Il prete di Seppio si difende: "Volevo bene a Sarchié"

Don Mario Cardona dopo le accuse della famiglia dell'ambulante: "Mi chino di fronte al dolore dei parenti"

La fiaccolata

La fiaccolata

Macerata, 13 settembre 2014 - «Io non ho mai elogiato indagati né in omelie né in privato e non è vero che mai abbia riservato parole di umana pietà per la povera vittima Pietro Sarchiè, che ben conoscevo e al quale volevo bene» ha tenuto a precisare ieri don Mario Cardona, il parroco di Seppio, dopo le affermazioni della figlia del commerciante, Jennifer. «Io non intendo alimentare — ha quindi proseguito — anche per rispetto del mio ministero, polemiche di alcun tipo. Solo questo mi trattiene dall’affidare alla tutela della legge la mia onorabilità, cosa che mi troverei costretto a fare se dopo questa mia comunicazione saranno ancora oltrepassati i limiti della continenza e della gratuitàdell’offesa. Affido il mio sentimento alla cristiana pietà e mi rendo disponibile in qualsiasi momento a incontrare i familiari della sventurata vittima».

L’ottantaquattrenne sacerdote ha quindi ricordato i motivi della sua dichiarazione: «Nei giorni scorsi la drammatica vicenda che ha colpito la vita di Pietro Sarchiè e sconvolto l’esistenza dei suoi familiari ha conosciuto un risvolto che mi riguarda personalmente e che mi ha turbato per i toni talora violenti e privi di veridicità.

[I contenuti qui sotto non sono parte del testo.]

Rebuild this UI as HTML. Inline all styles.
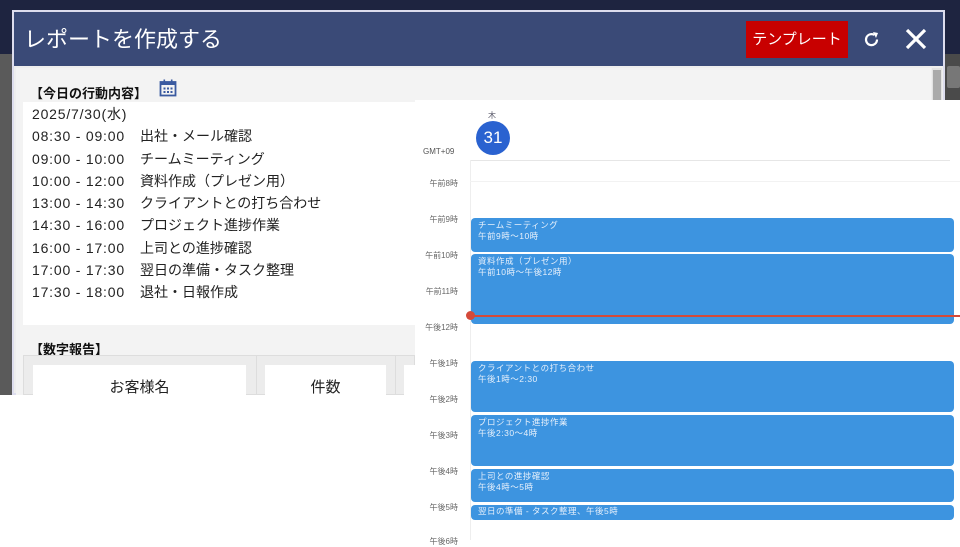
<!DOCTYPE html>
<html><head><meta charset="utf-8"><style>
*{margin:0;padding:0;box-sizing:border-box}
body{width:960px;height:540px;overflow:hidden;position:relative;background:#fff;font-family:"Liberation Sans","Noto Sans CJK JP",sans-serif}
.a{position:absolute}
.t{font-size:14px;color:#222;line-height:22.3px}
.t b{font-weight:normal;letter-spacing:0.8px;display:inline-block;width:108px}
.lab{position:absolute;left:420px;width:38px;text-align:right;font-size:8px;color:#666}
.ev{position:absolute;left:471px;width:483px;background:#3d94e0;border-radius:4px;color:#e6f0fb;font-size:8.5px;line-height:11px;padding:2px 7px;letter-spacing:.5px}
</style></head><body>
<div class="a" style="left:0;top:0;width:960px;height:395px;background:#5a5a5a"></div>
<div class="a" style="left:0;top:0;width:960px;height:54px;background:#1e2440"></div>
<div class="a" style="left:944px;top:54px;width:16px;height:50px;background:#4a4a4a"></div>
<div class="a" style="left:947px;top:66px;width:13px;height:22px;background:#777;border-radius:2px"></div>
<div class="a" style="left:12px;top:10px;width:933px;height:385px;background:#eee;border:2px solid #dde"></div>
<div class="a" style="left:14px;top:12px;width:929px;height:54px;background:#3a4a77"></div>
<div class="a" style="left:24px;top:25px;color:#fff;font-size:22px;line-height:30px">レポートを作成する</div>
<div class="a" style="left:746px;top:21px;width:102px;height:37px;background:#c80000;color:#fff;font-size:15px;line-height:37px;text-align:center">テンプレート</div>
<svg class="a" style="left:862px;top:30px" width="20" height="20" viewBox="0 0 20 20"><path d="M15 9.5A5.5 5.5 0 1 1 12.5 5" fill="none" stroke="#fff" stroke-width="2.2"/><path d="M11 2l5 1-2 5z" fill="#fff"/></svg>
<svg class="a" style="left:904px;top:27px" width="24" height="24" viewBox="0 0 24 24"><path d="M3 3L21 21M21 3L3 21" stroke="#fff" stroke-width="3.2"/></svg>
<div class="a" style="left:16px;top:68px;width:915px;height:327px;background:#f3f3f3"></div>
<div class="a" style="left:932px;top:68px;width:10px;height:327px;background:#e2e2e2"></div>
<div class="a" style="left:933px;top:70px;width:8px;height:34px;background:#aaa"></div>
<div class="a" style="left:30px;top:83px;font-size:13px;font-weight:bold;color:#111">【今日の行動内容】</div>
<svg class="a" style="left:159px;top:79px" width="18" height="18" viewBox="0 0 18 18"><rect x="1.5" y="3" width="15" height="13.5" fill="none" stroke="#3a5aa0" stroke-width="1.8"/><rect x="1.5" y="3" width="15" height="3" fill="#3a5aa0"/><rect x="4.5" y="0.5" width="1.6" height="3.5" fill="#3a5aa0"/><rect x="11.9" y="0.5" width="1.6" height="3.5" fill="#3a5aa0"/><g fill="#3a5aa0"><rect x="4.5" y="8.5" width="2" height="2"/><rect x="8" y="8.5" width="2" height="2"/><rect x="11.5" y="8.5" width="2" height="2"/><rect x="4.5" y="12" width="2" height="2"/><rect x="8" y="12" width="2" height="2"/><rect x="11.5" y="12" width="2" height="2"/></g></svg>
<div class="a" style="left:23px;top:102px;width:392px;height:223px;background:#fff"></div>
<div class="a t" style="left:32px;top:103px;white-space:pre"><b style="width:auto">2025/7/30(水)</b>
<b>08:30 - 09:00</b>出社・メール確認
<b>09:00 - 10:00</b>チームミーティング
<b>10:00 - 12:00</b>資料作成（プレゼン用）
<b>13:00 - 14:30</b>クライアントとの打ち合わせ
<b>14:30 - 16:00</b>プロジェクト進捗作業
<b>16:00 - 17:00</b>上司との進捗確認
<b>17:00 - 17:30</b>翌日の準備・タスク整理
<b>17:30 - 18:00</b>退社・日報作成</div>
<div class="a" style="left:30px;top:339px;font-size:13px;font-weight:bold;color:#111">【数字報告】</div>
<div class="a" style="left:23px;top:355px;width:392px;height:40px;background:#ececec;border:1px solid #ddd"></div>
<div class="a" style="left:33px;top:365px;width:213px;height:30px;background:#fff;text-align:center;font-size:15px;padding-top:13px;color:#222;overflow:hidden;line-height:20px">お客様名</div>
<div class="a" style="left:256px;top:356px;width:1px;height:39px;background:#ddd"></div>
<div class="a" style="left:265px;top:365px;width:121px;height:30px;background:#fff;text-align:center;font-size:15px;padding-top:13px;color:#222;overflow:hidden;line-height:20px">件数</div>
<div class="a" style="left:395px;top:356px;width:1px;height:39px;background:#ddd"></div>
<div class="a" style="left:404px;top:365px;width:11px;height:30px;background:#fff"></div>
<!-- calendar -->
<div class="a" style="left:415px;top:100px;width:545px;height:440px;background:#fff"></div>
<div class="a" style="left:488px;top:110px;font-size:8px;color:#556">木</div>
<div class="a" style="left:476px;top:121px;width:34px;height:34px;border-radius:50%;background:#2a62d0;color:#fff;font-size:17px;line-height:34px;text-align:center">31</div>
<div class="a" style="left:423px;top:147px;font-size:8px;color:#555">GMT+09</div>
<div class="a" style="left:470px;top:160px;width:480px;height:1px;background:#e6e6e6"></div>
<div class="a" style="left:470px;top:160px;width:1px;height:380px;background:#eee"></div>
<div class="a" style="left:470px;top:181px;width:490px;height:1px;background:#f2f2f2"></div>
<div class="lab" style="top:178px">午前8時</div>
<div class="lab" style="top:214px">午前9時</div>
<div class="lab" style="top:250px">午前10時</div>
<div class="lab" style="top:286px">午前11時</div>
<div class="lab" style="top:322px">午後12時</div>
<div class="lab" style="top:358px">午後1時</div>
<div class="lab" style="top:394px">午後2時</div>
<div class="lab" style="top:430px">午後3時</div>
<div class="lab" style="top:466px">午後4時</div>
<div class="lab" style="top:502px">午後5時</div>
<div class="lab" style="top:536px">午後6時</div>
<div class="ev" style="top:218px;height:34px">チームミーティング<br>午前9時～10時</div>
<div class="ev" style="top:254px;height:70px">資料作成（プレゼン用）<br>午前10時～午後12時</div>
<div class="a" style="left:470px;top:315px;width:490px;height:1.5px;background:#d44a3a"></div>
<div class="a" style="left:466px;top:311px;width:9px;height:9px;border-radius:50%;background:#d44a3a"></div>
<div class="ev" style="top:361px;height:51px">クライアントとの打ち合わせ<br>午後1時～2:30</div>
<div class="ev" style="top:415px;height:51px">プロジェクト進捗作業<br>午後2:30～4時</div>
<div class="ev" style="top:469px;height:33px">上司との進捗確認<br>午後4時～5時</div>
<div class="ev" style="top:505px;height:15px;padding-top:1px">翌日の準備 - タスク整理、午後5時</div>
</body></html>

Infatti alcuni mezzi di comunicazione, nel prendere spunto dal ritrovamento a Seppio di un motorino di uno degli indagati all’interno di un locale di proprietà della parrocchia, si sono prodigati in giudizi nei miei confronti ingenerosi e temerari, traendo conclusioni dello stesso tenore.

Del pari i familiari, di fronte al cui dolore mi chino in silenzio, hanno ritenuto di dovermi addebitare comportamenti che non mi caratterizzano». Ha quindi concluso: «Con questo mio intervento voglio far giustizia di inesattezze e superficialità. Primo: la collocazione del motorino all’interno del locale della parrocchia non coincide con la tempistica indicata dai mezzi di comunicazione, come è ben noto all’autorità inquirente. Nessuna illazione giornalistica su tempi e motivi ha colto nel segno e il quadro che ne è venuto fuori mi diffama ingiustamente e inutilmente. Su ciò non posso aggiungere null’altro, trattandosi di questioni devolute al segreto investigativo degli inquirenti. Secondo: mi si attribuiscono sentimenti e parole, in relazione all’efferato episodio, che sono lontanissimi dal mio pensiero».